→ **Available data**:
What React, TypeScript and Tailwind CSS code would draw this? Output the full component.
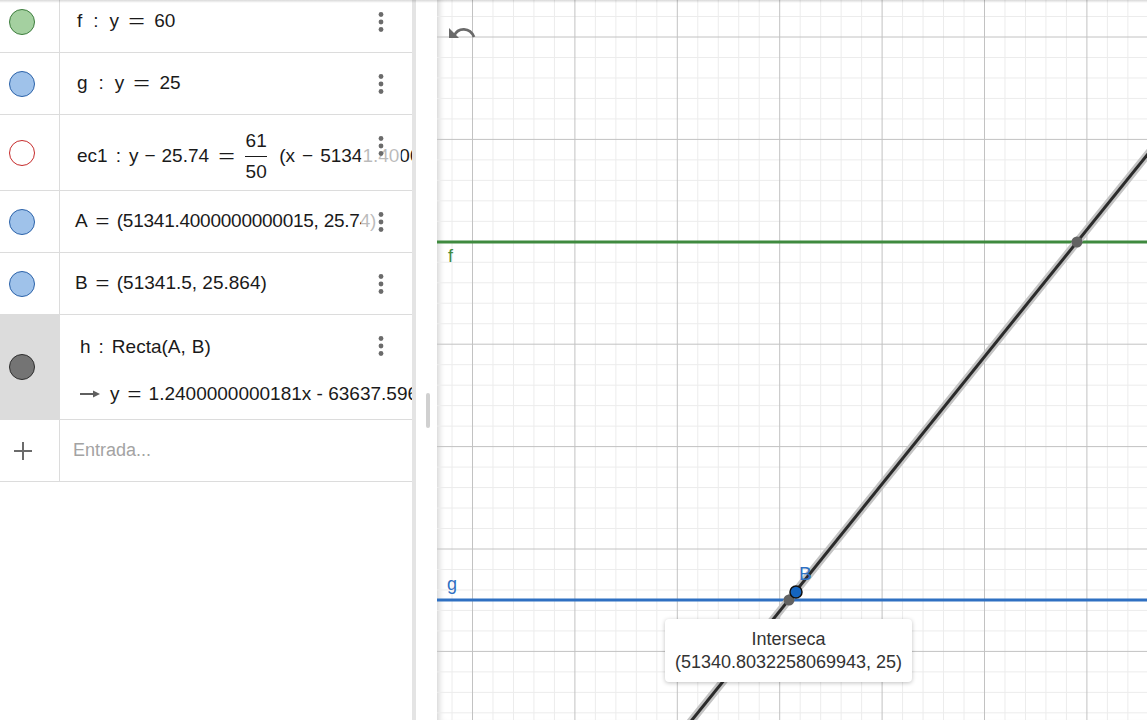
import React from 'react';

const font = "font-['Liberation_Sans',Arial,sans-serif]";

// canvas geometry (px inside the graphics view)
const CW = 710;
const CH = 720;
const X0 = 35.5;
const Y0 = 37;
const MAJ = 102.4;
const MIN = MAJ / 5;

function gridLines(start: number, limit: number) {
  const out: { v: number; major: boolean }[] = [];
  let i = 0;
  for (let v = start - MIN; v < limit; v += MIN, i++) {
    if (v < 0) continue;
    out.push({ v, major: (i - 1) % 5 === 0 });
  }
  return out;
}

const Dots = () => (
  <svg width="6" height="22" viewBox="0 0 6 22" className="fill-[#6b6b6b]">
    <circle cx="3" cy="3.5" r="2.4" />
    <circle cx="3" cy="11" r="2.4" />
    <circle cx="3" cy="18.5" r="2.4" />
  </svg>
);

const Menu = () => (
  <div className="absolute left-[361px] top-[11px] flex h-[40px] w-[40px] items-center justify-center bg-white/70">
    <Dots />
  </div>
);

const Eq = ({ wide = false }: { wide?: boolean }) => (
  <span className={wide ? 'mx-[12px] inline-block scale-x-150' : 'mx-[9px] inline-block scale-x-125'}>=</span>
);

function Row({
  h,
  dot,
  children,
  selected = false,
  menu = true,
}: {
  h: string;
  dot: React.ReactNode;
  children: React.ReactNode;
  selected?: boolean;
  menu?: boolean;
}) {
  return (
    <div className={`relative flex border-b border-[#dcdcdc] ${h}`}>
      <div
        className={`flex w-[60px] shrink-0 items-center border-r border-[#dcdcdc] pl-[9px] ${
          selected ? 'bg-[#dcdcdc]' : ''
        }`}
      >
        {dot}
      </div>
      <div className="flex min-w-0 flex-1 overflow-hidden">{children}</div>
      {menu && <Menu />}
    </div>
  );
}

const Circle = ({ cls }: { cls: string }) => (
  <div className={`h-[26px] w-[26px] rounded-full border ${cls}`} />
);

function AlgebraPanel() {
  return (
    <div className={`w-[412px] shrink-0 overflow-hidden text-[19px] text-[#1a1a1a] ${font}`}>
      <div className="-mt-[9px]">
        <Row h="h-[62px]" dot={<Circle cls="border-[#3d7d3d] bg-[#a4d0a0]" />}>
          <div className="flex items-center whitespace-nowrap pl-[17px]">
            <span>f</span>
            <span className="mx-[11px]">:</span>
            <span>y</span>
            <Eq wide />
            <span>60</span>
          </div>
        </Row>
        <Row h="h-[62px]" dot={<Circle cls="border-[#2b62a9] bg-[#9fc2ea]" />}>
          <div className="flex items-center whitespace-nowrap pl-[17px]">
            <span>g</span>
            <span className="mx-[11px]">:</span>
            <span>y</span>
            <Eq wide />
            <span>25</span>
          </div>
        </Row>
        <Row h="h-[76px]" dot={<Circle cls="border-[#c62b2b] bg-white" />}>
          <div className="flex items-center whitespace-nowrap pl-[17px] pt-[8px]">
            <span>ec1</span>
            <span className="mx-[8px]">:</span>
            <span>y</span>
            <span className="mx-[6px]">−</span>
            <span>25.74</span>
            <Eq wide />
            <span className="ml-[1px] flex flex-col items-center leading-[30px]">
              <span>61</span>
              <span className="h-px w-[22px] bg-[#1a1a1a]" />
              <span>50</span>
            </span>
            <span className="ml-[12px]">(x</span>
            <span className="mx-[7px]">−</span>
            <span>51341.400000000015)</span>
          </div>
        </Row>
        <Row h="h-[62px]" dot={<Circle cls="border-[#2b62a9] bg-[#9fc2ea]" />}>
          <div className="flex items-center whitespace-nowrap pl-[15px]">
            <span>A</span>
            <Eq />
            <span className="tracking-[-0.25px]">(51341.4000000000015, 25.74)</span>
          </div>
        </Row>
        <Row h="h-[62px]" dot={<Circle cls="border-[#2b62a9] bg-[#9fc2ea]" />}>
          <div className="flex items-center whitespace-nowrap pl-[15px]">
            <span>B</span>
            <Eq />
            <span>(51341.5, 25.864)</span>
          </div>
        </Row>
        <Row h="h-[105px]" selected dot={<Circle cls="border-[#2e2e2e] bg-[#747474]" />}>
          <div className="flex flex-col whitespace-nowrap pl-[20px] pt-[18px] leading-[28px]">
            <div className="flex">
              <span>h</span>
              <span className="mx-[8px]">:</span>
              <span>Recta(A,</span>
              <span className="ml-[6px]">B)</span>
            </div>
            <div className="mt-[19px] flex items-center">
              <svg width="20" height="10" viewBox="0 0 20 10" className="mr-[10px]">
                <line x1="0" y1="5" x2="14" y2="5" stroke="#5f5f5f" strokeWidth="2" />
                <path d="M13 1.5 L20 5 L13 8.5 Z" fill="#5f5f5f" />
              </svg>
              <span>y</span>
              <Eq />
              <span>1.2400000000181x - 63637.59600000093</span>
            </div>
          </div>
        </Row>
        <div className="flex h-[62px] border-b border-[#dcdcdc]">
          <div className="flex w-[60px] shrink-0 items-center justify-center border-r border-[#dcdcdc] pr-[16px] pl-[2px]">
            <svg width="20" height="20" viewBox="0 0 20 20">
              <path d="M10 1 V19 M1 10 H19" stroke="#6b6b6b" strokeWidth="2" />
            </svg>
          </div>
          <div className="flex items-center pl-[13px] text-[18px] text-[#a3a3a3]">Entrada...</div>
        </div>
      </div>
    </div>
  );
}

function Graphics() {
  const vx = gridLines(X0, CW);
  const hy = gridLines(Y0, CH);
  return (
    <div className="relative h-[720px] flex-1 overflow-hidden bg-white shadow-[inset_7px_0_6px_-5px_rgba(0,0,0,0.18)]">
      <svg width={CW} height={CH} viewBox={`0 0 ${CW} ${CH}`} className="block">
        {vx.filter((l) => !l.major).map((l) => (
          <line key={`vm${l.v}`} x1={l.v} y1={0} x2={l.v} y2={CH} stroke="#ececec" strokeWidth="1" />
        ))}
        {hy.filter((l) => !l.major).map((l) => (
          <line key={`hm${l.v}`} x1={0} y1={l.v} x2={CW} y2={l.v} stroke="#ececec" strokeWidth="1" />
        ))}
        {vx.filter((l) => l.major).map((l) => (
          <line key={`vM${l.v}`} x1={l.v} y1={0} x2={l.v} y2={CH} stroke="#c2c2c2" strokeWidth="1" />
        ))}
        {hy.filter((l) => l.major).map((l) => (
          <line key={`hM${l.v}`} x1={0} y1={l.v} x2={CW} y2={l.v} stroke="#c2c2c2" strokeWidth="1" />
        ))}

        {/* f and g */}
        <line x1="0" y1="242" x2={CW} y2="242" stroke="#3f8a3f" strokeWidth="3" />
        <line x1="0" y1="600" x2={CW} y2="600" stroke="#2f70c2" strokeWidth="3" />

        {/* h, selected */}
        <line x1="230" y1="751" x2="760" y2="93" stroke="#c4c4c4" strokeWidth="8" strokeLinecap="round" />
        <line x1="230" y1="751" x2="760" y2="93" stroke="#2b2b2b" strokeWidth="3" />

        <circle cx="640" cy="242" r="5.5" fill="#626262" />
        <circle cx="352" cy="600" r="5.5" fill="#626262" />
        <circle cx="359" cy="592" r="6" fill="#1565c0" stroke="#111" strokeWidth="1.5" />

        {/* undo */}
        <path d="M17 36 C21 27 33 27 37 37" fill="none" stroke="#6a6a6a" strokeWidth="2.8" />
        <path d="M12 28 L12 38 L22 38 Z" fill="#6a6a6a" />
      </svg>

      <span className={`absolute left-[11px] top-[243px] text-[18px] text-[#3f8a3f] ${font}`}>f</span>
      <span className={`absolute left-[10px] top-[571px] text-[18px] text-[#2f70c2] ${font}`}>g</span>
      <span className={`absolute left-[362px] top-[560px] text-[19px] text-[#2f70c2] ${font}`}>B</span>

      <div
        className={`absolute left-[228px] top-[619px] flex h-[63px] w-[247px] flex-col items-center justify-center rounded-[4px] bg-white text-[18px] leading-[23px] text-[#333] shadow-[0_1px_4px_rgba(0,0,0,0.25)] ${font}`}
      >
        <span>Interseca</span>
        <span>(51340.8032258069943, 25)</span>
      </div>
    </div>
  );
}

export default function App() {
  return (
    <div className="relative flex h-[720px] w-[1147px] overflow-hidden bg-white">
      <AlgebraPanel />
      <div className="w-[4px] shrink-0 bg-[#e4e4e4]" />
      <div className="flex w-[21px] shrink-0 justify-center pt-[393px]">
        <div className="ml-[2px] h-[35px] w-[4px] rounded-full bg-[#d0d0d0]" />
      </div>
      <Graphics />
      <div className="pointer-events-none absolute inset-x-0 top-0 h-[3px] bg-gradient-to-b from-black/15 to-transparent" />
    </div>
  );
}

→ **Problem**: Report the number of lines above containing the word "full", with no other text.

→ **Correct answer**: 3